■ Records with interface code ■

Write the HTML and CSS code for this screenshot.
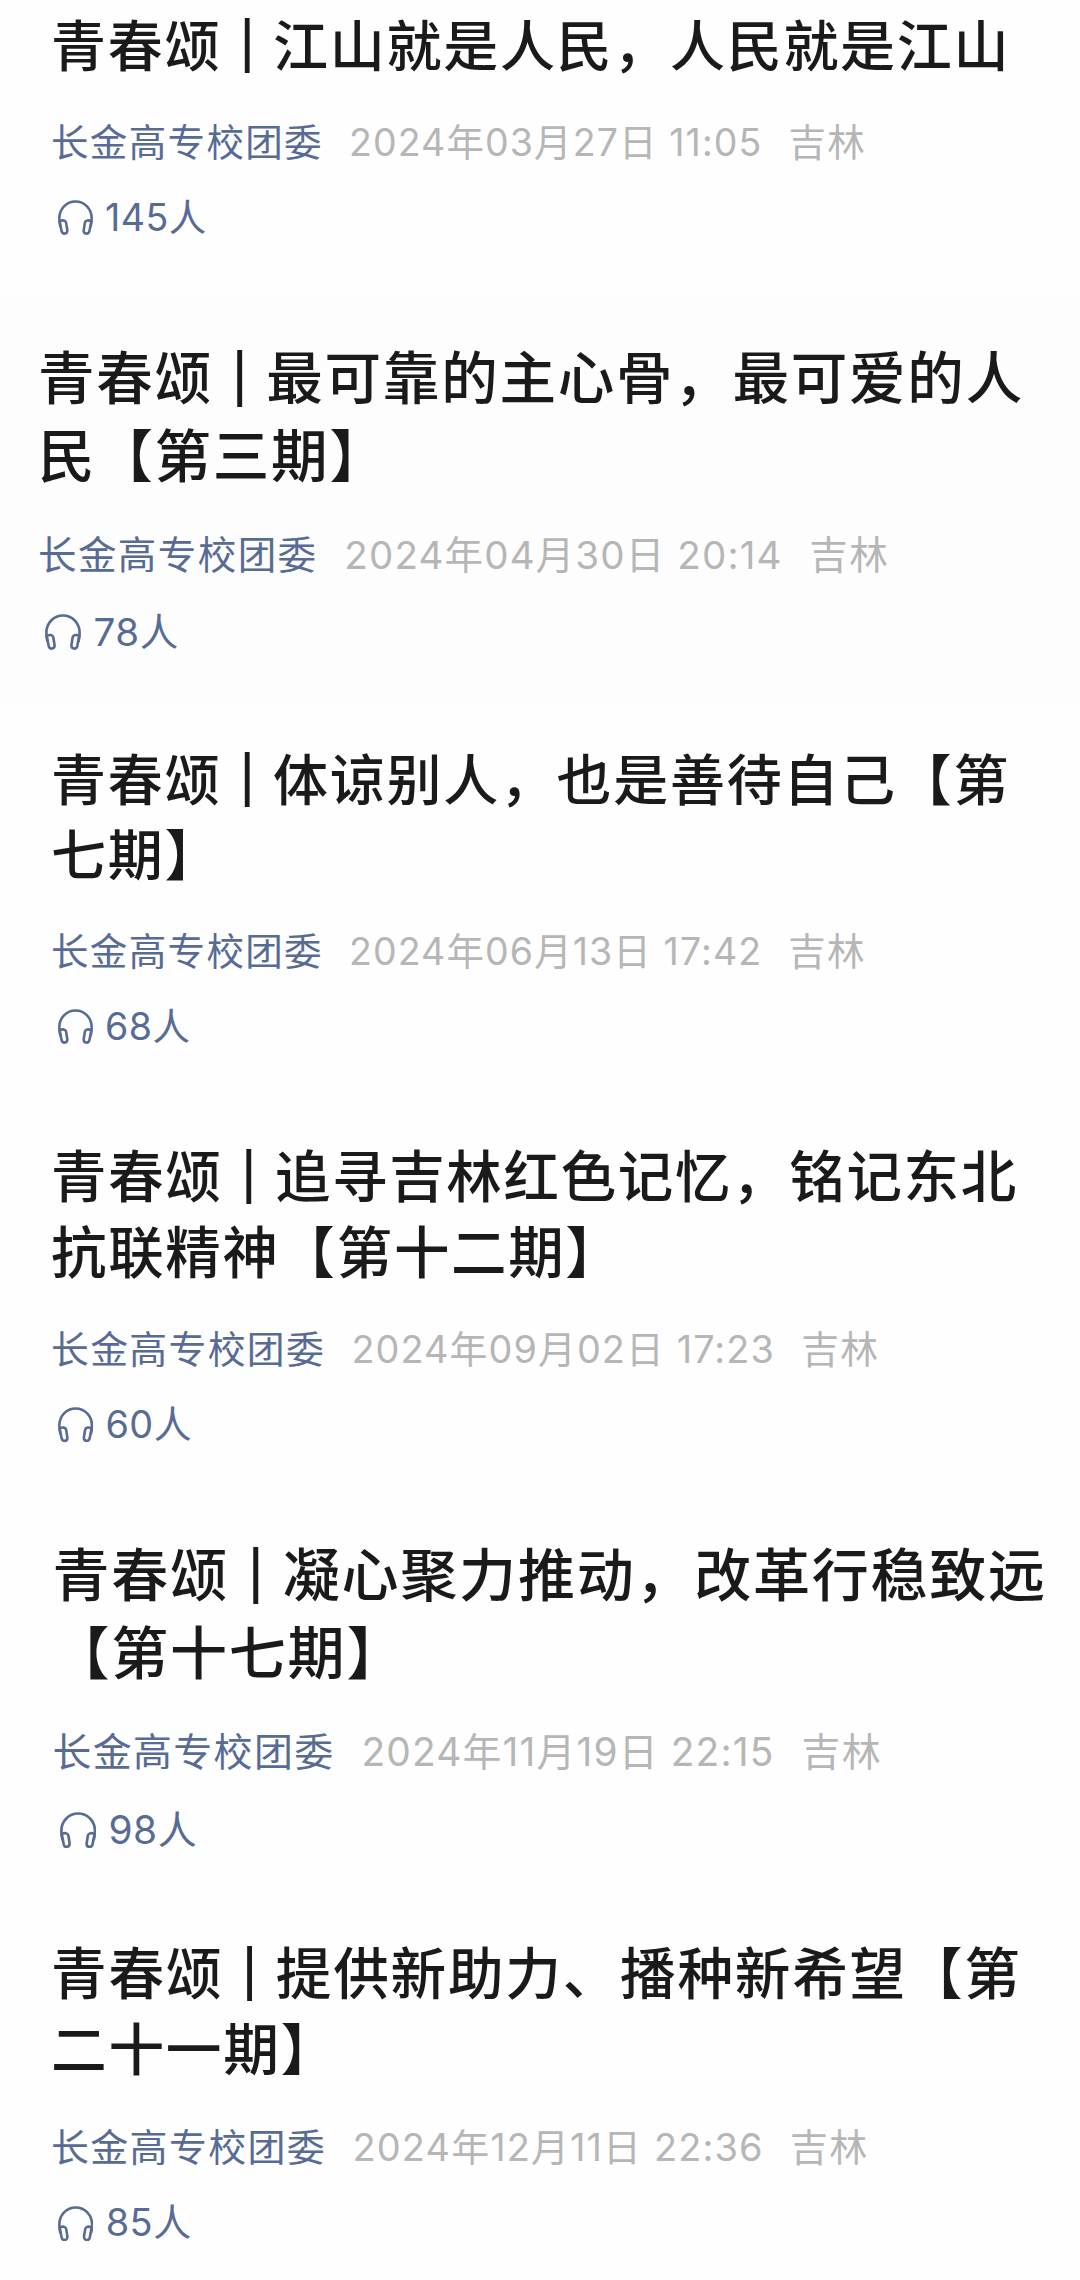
FILE: index.html
```html
<!DOCTYPE html>
<html lang="zh-CN">
<head>
<meta charset="utf-8">
<title>青春颂</title>
<link rel="stylesheet" href="styles.css">
</head>
<body>
<svg class="defs" width="0" height="0" aria-hidden="true">
  <symbol id="headphones" viewBox="0 0 34 34">
    <g fill="none" stroke="currentColor" stroke-width="2.5" stroke-linecap="round" stroke-linejoin="round">
      <path d="M2.200 25.500C1.600 23 1.300 20.300 1.300 17.600 1.300 8.600 8.200 1.400 17 1.400S32.700 8.600 32.700 17.600C32.700 20.300 32.400 23 31.800 25.500"/>
      <path d="M1.600 20.800C4.300 19.200 7.400 19.500 7.900 22.200L9 29.200C9.400 33.400 4.500 33.800 3.500 30.300Z"/>
      <path d="M32.400 20.800C29.700 19.200 26.600 19.500 26.100 22.200L25 29.200C24.600 33.400 29.500 33.800 30.500 30.300Z"/>
    </g>
  </symbol>
</svg>
<main class="list">
  <article class="post post-1">
    <h2 class="title">青春颂<span class="bar">|</span>江山就是人民，人民就是江山</h2>
    <div class="meta"><span class="author">长金高专校团委</span><span class="date">2024年03月27日 11:05</span><span class="place">吉林</span></div>
    <div class="listen"><svg class="icon"><use href="#headphones"/></svg><span>145人</span></div>
  </article>
  <article class="post post-2">
    <h2 class="title">青春颂<span class="bar">|</span>最可靠的主心骨，最可爱的人<br>民【第三期】</h2>
    <div class="meta"><span class="author">长金高专校团委</span><span class="date">2024年04月30日 20:14</span><span class="place">吉林</span></div>
    <div class="listen"><svg class="icon"><use href="#headphones"/></svg><span>78人</span></div>
  </article>
  <article class="post post-3">
    <h2 class="title">青春颂<span class="bar">|</span>体谅别人，也是善待自己【第<br>七期】</h2>
    <div class="meta"><span class="author">长金高专校团委</span><span class="date">2024年06月13日 17:42</span><span class="place">吉林</span></div>
    <div class="listen"><svg class="icon"><use href="#headphones"/></svg><span>68人</span></div>
  </article>
  <article class="post post-4">
    <h2 class="title">青春颂<span class="bar">|</span>追寻吉林红色记忆，铭记东北<br>抗联精神【第十二期】</h2>
    <div class="meta"><span class="author">长金高专校团委</span><span class="date">2024年09月02日 17:23</span><span class="place">吉林</span></div>
    <div class="listen"><svg class="icon"><use href="#headphones"/></svg><span>60人</span></div>
  </article>
  <article class="post post-5">
    <h2 class="title">青春颂<span class="bar">|</span>凝心聚力推动，改革行稳致远<br>【第十七期】</h2>
    <div class="meta"><span class="author">长金高专校团委</span><span class="date">2024年11月19日 22:15</span><span class="place">吉林</span></div>
    <div class="listen"><svg class="icon"><use href="#headphones"/></svg><span>98人</span></div>
  </article>
  <article class="post post-6">
    <h2 class="title">青春颂<span class="bar">|</span>提供新助力、播种新希望【第<br>二十一期】</h2>
    <div class="meta"><span class="author">长金高专校团委</span><span class="date">2024年12月11日 22:36</span><span class="place">吉林</span></div>
    <div class="listen"><svg class="icon"><use href="#headphones"/></svg><span>85人</span></div>
  </article>
</main>
</body>
</html>
```
FILE: styles.css
```css
* {
  box-sizing: border-box;
}

body {
  margin: 0;
  background: #fefefe;
  font-family: Inter, "Noto Sans CJK SC", sans-serif;
}

.defs {
  display: block;
}

.list {
  display: flex;
  flex-direction: column;
  height: 2280px;
  overflow: hidden;
}

/* --u is one design pixel of a post; each post has its own zoom */
.post {
  --u: calc(1px * var(--zoom));
  flex: none;
  padding-left: 51px;
  white-space: nowrap;
}

.post-1 { --zoom: 1; height: 295px; padding-top: 5px; }
.post-2 { --zoom: 1.028; height: 407px; padding-top: 41px; padding-left: 38px; background: #fdfdfd; }
.post-3 { --zoom: 1; height: 398px; padding-top: 37px; }
.post-4 { --zoom: 1.008; height: 400px; padding-top: 35px; }
.post-5 { --zoom: 1.037; height: 400px; padding-top: 32px; padding-left: 52.5px; }
.post-6 { --zoom: 1.012; height: 380px; padding-top: 32px; }

.title {
  margin: 0;
  font-family: "Noto Sans CJK SC", sans-serif;
  font-size: calc(55 * var(--u));
  font-weight: 500;
  line-height: calc(75.400 * var(--u));
  letter-spacing: calc(1.700 * var(--u));
  color: #1a1a1a;
  text-spacing-trim: space-all;
}

.bar {
  display: inline-block;
  width: calc(52 * var(--u));
  text-align: center;
  letter-spacing: 0;
  font-family: "Liberation Sans", sans-serif;
  font-size: 1.080em;
  line-height: 0;
  vertical-align: 0.080em;
}

.meta {
  display: flex;
  align-items: center;
  height: calc(60 * var(--u));
  margin-top: calc(32 * var(--u));
  font-size: calc(37.500 * var(--u));
  line-height: 1.200;
  letter-spacing: calc(1.350 * var(--u));
  color: #b6b6b6;
}

.author {
  width: calc(298 * var(--u));
  color: #576b95;
}

.date {
  letter-spacing: calc(1.100 * var(--u));
}

.place {
  margin-left: calc(26 * var(--u));
}

.listen {
  display: flex;
  align-items: center;
  gap: calc(12 * var(--u));
  height: calc(60 * var(--u));
  margin-top: calc(15 * var(--u));
  padding-left: calc(7 * var(--u));
  font-size: calc(37.500 * var(--u));
  line-height: 1.200;
  letter-spacing: calc(0.500 * var(--u));
  color: #576b95;
}

.icon {
  width: calc(35 * var(--u));
  height: calc(35 * var(--u));
}
```
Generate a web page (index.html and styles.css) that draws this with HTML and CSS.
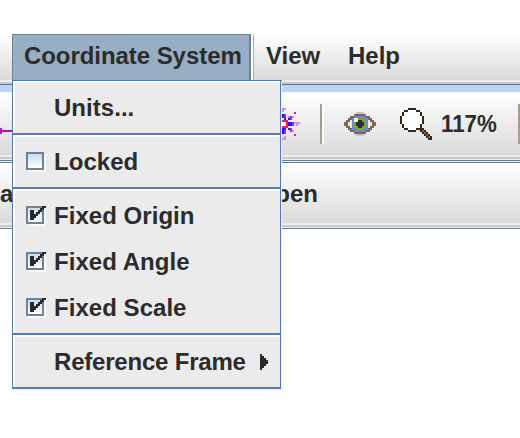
FILE: index.html
```html
<!DOCTYPE html>
<html lang="en"><head><meta charset="utf-8"><title>Coordinate System</title><link rel="stylesheet" href="styles.css"></head>
<body>
<main class="app">
<nav class="menubar"><span class="menu selected">Coordinate System</span><span class="menu view">View</span><span class="menu help">Help</span></nav>
<div class="strip"></div>
<div class="toolbar">
<svg class="axis" width="12" height="6"><path d="M0 2h12v2H0zM0 0h2v6H0z" fill="#bd0fbd"/></svg>
<svg class="spark" width="20" height="32" viewBox="0 0 10 16" shape-rendering="crispEdges"><path fill="#fff" d="M0 7h2v2H0z"/><path fill="#ff1744" d="M0 6h3v4H0V9h2V7H0z"/><path fill="#2d12e8" d="M0 3h1v2H0zM3 7h2v2H3zM0 11h1v2H0zM3 5h1v1H3zM3 10h1v1H3zM1 5h1v1H1zM0 10h2v1H0z"/><path fill="#a328ef" d="M1 3h1v2H1zM4 4h1v1H4zM4 11h1v1H4zM5 7h1v2H5zM1 11h1v2H1zM4 5h1v1H4zM4 10h1v1H4z"/><path fill="#d98be8" d="M0 0h2v1H0zM0 1h1v1H0zM3 4h1v1H3zM5 4h1v1H5zM7 7h1v2H7zM8 7h1v1H8zM5 11h1v1H5zM0 15h2v1H0zM1 14h1v1H1zM6 7h1v1H6z"/><path fill="#ff08b7" d="M6 2h1v1H6zM6 13h1v1H6z"/></svg>
<i class="rule"></i>
<svg class="eye" width="32" height="24" viewBox="0 0 16 12" shape-rendering="crispEdges"><path fill="#cfc0b6" d="M6 0h4v1H6zM6 11h4v1H6zM3 2h1v1H3zM12 2h1v1h-1zM3 9h1v1H3zM12 9h1v1h-1z"/><path fill="#7a6660" d="M5 1h6v1h2v1h1v1h1v1h1v2h-1v1h-1v1h-1v1h-2v1H5v-1H3V9H2V8H1V7H0V5h1V4h1V3h1V2h2z"/><path fill="#eee8d5" d="M4 3h8v1h1v1h1v2h-1v1h-1v1H4V8H3V7H2V5h1V4h1z"/><path fill="#7185d3" d="M5 2h6v1h1v6h-1v1H5V9H4V3h1z"/><path fill="#75ac22" d="M6 3h4v1h1v4h-1v1H6V8H5V4h1z"/><path fill="#eef6dd" d="M5 3h2v2H5z"/><path fill="#302c30" d="M7 4h2v1h1v2H9v1H7V7H6V5h1z"/></svg>
<svg class="glass" width="32" height="32" viewBox="0 0 16 16" shape-rendering="crispEdges"><path fill="#372719" d="M4 0h4v1h2v1h1v2h1v4h-1v2h1v1h1v1h1v1h1v1h1v2h-2v-1h-1v-1h-1v-1h-1v-1h-1v-1H8v1H4v-1H2v-1H1V8H0V4h1V2h1V1h2z"/><path fill="#fff" d="M4 1h4v1h2v2h1v4h-1v2H8v1H4v-1H2V8H1V4h1V2h2z"/><path fill="#826040" d="M11 11h1v1h-1zM12 12h1v1h-1zM13 13h1v1h-1zM14 14h1v1h-1z"/></svg>
<span class="percent">117%</span><i class="rule end"></i>
</div>
<div class="tabs"><span>a</span><span class="open">pen</span></div>
<section class="popup">
<div class="group"><div class="item">Units...</div></div>
<div class="group"><div class="item"><i class="box"></i>Locked</div></div>
<div class="group checks"><div class="item"><i class="box"><svg class="check" width="16" height="14" viewBox="0 0 8 7"><path d="M6 0h2v1H7v1H6v1H5v1H4v1H3v1H2v1H0V2h2v2h1V3h1V2h1V1h1z"/></svg></i>Fixed Origin</div><div class="item"><i class="box"><svg class="check" width="16" height="14" viewBox="0 0 8 7"><path d="M6 0h2v1H7v1H6v1H5v1H4v1H3v1H2v1H0V2h2v2h1V3h1V2h1V1h1z"/></svg></i>Fixed Angle</div><div class="item"><i class="box"><svg class="check" width="16" height="14" viewBox="0 0 8 7"><path d="M6 0h2v1H7v1H6v1H5v1H4v1H3v1H2v1H0V2h2v2h1V3h1V2h1V1h1z"/></svg></i>Fixed Scale</div></div>
<div class="group"><div class="item"><span class="frame">Reference Frame</span><svg class="arrow" width="8" height="16" viewBox="0 0 4 8"><path d="M0 0h1v1h1v1h1v1h1v2H3v1H2v1H1v1H0z"/></svg></div></div>
</section>
</main></body></html>
```
FILE: styles.css
```css
* { box-sizing: border-box; }
body { margin: 0; background: #fff; color: #2c2c2c; font: bold 24px/28px "Liberation Sans", Arial, sans-serif; }
.app { position: relative; width: 520px; height: 438px; padding-top: 34px; overflow: hidden; white-space: nowrap; }
.menubar { display: flex; height: 46px; padding-left: 12px; background: linear-gradient(#fff, #dadada); }
.menu { padding-top: 8px; }
.selected { width: 239px; padding-left: 11px; background: #98aec2; border: 1px solid #6d8292; border-width: 1px 2px 0 1px; padding-top: 7px; box-shadow: 2px 0 #fff, 3px 0 #98aec2; letter-spacing: -.06px; }
.view { margin-left: 15px; width: 82px; }
.strip { height: 12px; background: linear-gradient(#eee 2px, #c8c8c8 2px 4px, #53779f 4px 5px, #bed6ed 5px); }
.toolbar { display: flex; height: 71px; background: linear-gradient(#c8c8c8, #c8c8c8) 0 65px / 100% 2px no-repeat, linear-gradient(#6b8090, #6b8090) 0 68px / 100% 1px no-repeat, linear-gradient(#6b8090, #6b8090) 0 70px / 100% 1px no-repeat, linear-gradient(#fff, #dadada 63px, #eee 63px); }
.axis { flex: none; margin-top: 36px; }
.spark { flex: none; margin: 16px 0 0 270px; }
.rule { flex: none; width: 4px; height: 40px; margin: 12px 0 0 18px; background: linear-gradient(90deg, #a39f91 2px, #fff 2px); }
.eye { flex: none; margin: 20px 0 0 20px; }
.glass { flex: none; margin: 16px 0 0 24px; }
.percent { flex: none; width: 70px; margin: 18px 0 0 9px; transform: scaleX(.93); transform-origin: left; }
.rule.end { margin-left: 7px; }
.tabs { display: flex; height: 66px; padding-top: 17px; background: linear-gradient(#fff, #dadada 60px, #eee 60px 62px, #c8c8c8 62px 64px, #eee 64px 65px, #6b8090 65px); }
.open { margin-left: 262px; }
.popup { position: absolute; left: 12px; top: 80px; width: 270px; height: 310px; padding-bottom: 1px; background: #ebebeb; border: 1px solid #557ab8; border-width: 1px 0 0 1px; }
.popup::after { content: ""; position: absolute; inset: 0 0 0 -1px; border-right: 1px solid #eee; border-bottom: 1px solid #eee; box-shadow: inset -1px -2px #557ab8; }
.group { height: 54px; padding-top: 4px; border-bottom: 2px solid #557ab8; box-shadow: inset 2px 2px #fff; }
.group.checks { height: 146px; }
.group:last-child { border: 0; height: 52px; }
.item { display: flex; align-items: center; position: relative; height: 46px; padding-left: 41px; letter-spacing: .04px; }
.box { position: absolute; left: 13px; top: 13px; width: 18px; height: 18px; border: 2px solid #6d8292; background: linear-gradient(#c9dced, #fff); box-shadow: 2px 2px #fafafa; }
.check { position: absolute; left: 2px; top: -2px; fill: #292929; shape-rendering: crispEdges; }
.frame { width: 191px; letter-spacing: -.2px; }
.arrow { flex: none; margin-left: 15px; fill: #292929; shape-rendering: crispEdges; }
```
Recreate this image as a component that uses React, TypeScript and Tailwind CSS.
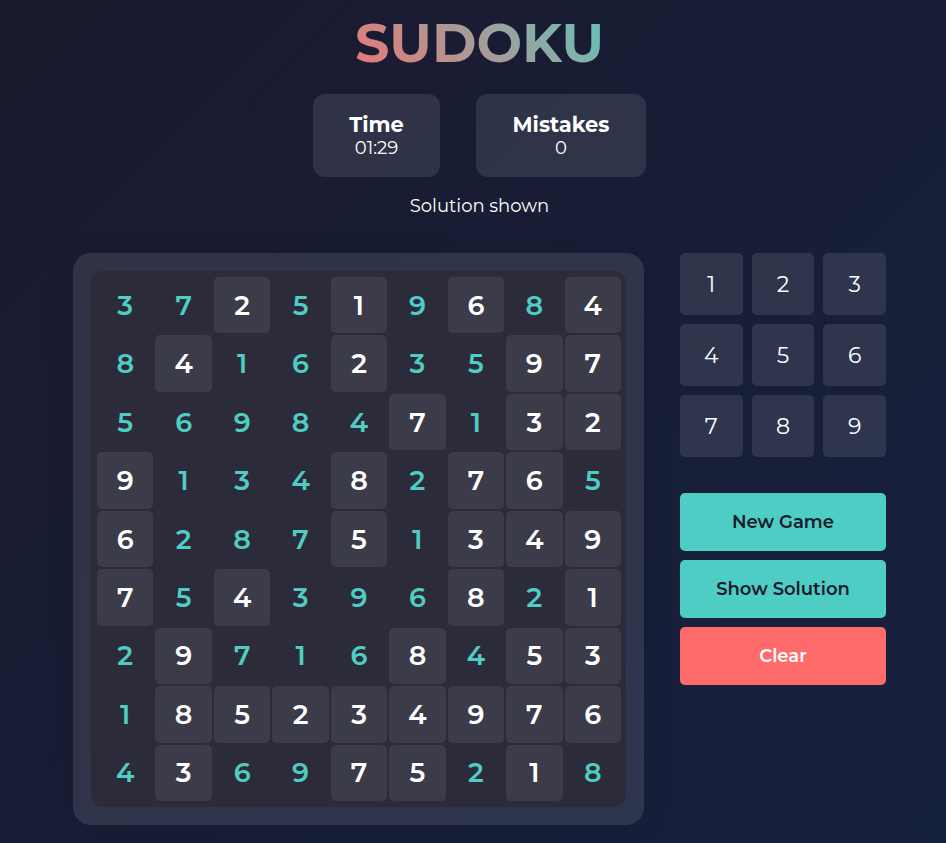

■ Your task ■
In the material above, find each line that contains the word "styles", and select it.

■ Response ■
<link rel="stylesheet" href="styles.css">
FILE: styles.css
Generate a web page (index.html and styles.css) that draws this with HTML and CSS.
<html lang="en"><head><meta charset="utf-8"><title>Coordinate System</title><link rel="stylesheet" href="styles.css"></head>
FILE: styles.css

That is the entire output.